We’ll go into that more fully later. But let’s just notice that the gospel centers in three historical facts: the death, burial and resurrection of Jesus. And the more we can focus our testimony and our teaching on those, the more effective it will be. It is not primarily a matter of emotion. Many attempts to stir people emotionally will produce a temporary response but it doesn’t last. What we’ve got to do is communicate to people’s minds and spirits these three glorious facts. Jesus died for our sins, He was buried and He rose again on the third day.

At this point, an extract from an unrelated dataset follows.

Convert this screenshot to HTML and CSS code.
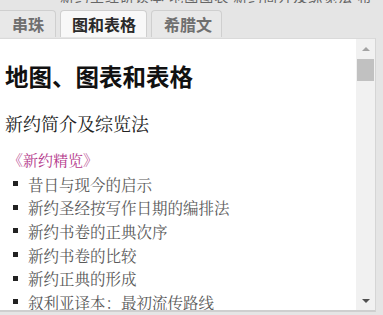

We’ll turn also, for a moment, to 1 Corinthians 15 which is the well-known, glorious resurrection chapter. Paul says in the first four verses: 1 Corinthians 15:1-4 Now I make known to you, brethren, the gospel which I preached to you, which also you received, in which also you stand, by which also you are saved, if you hold fast the word which I preached to you, unless you believed in vain. For I delivered to you as of first importance what I also received... Now what did he deliver? You notice: ...that Christ died for our sins according to the Scriptures, and that He was buried, and that He was raised on the third day according to the Scriptures. What is the gospel? Try and say it together. Christ died for our sins. He was buried. He was raised on the third day. Let’s say that again. Christ died for our sins. He was buried. He was raised again the third day. So from now on, never let yourself be distracted from these great central facts.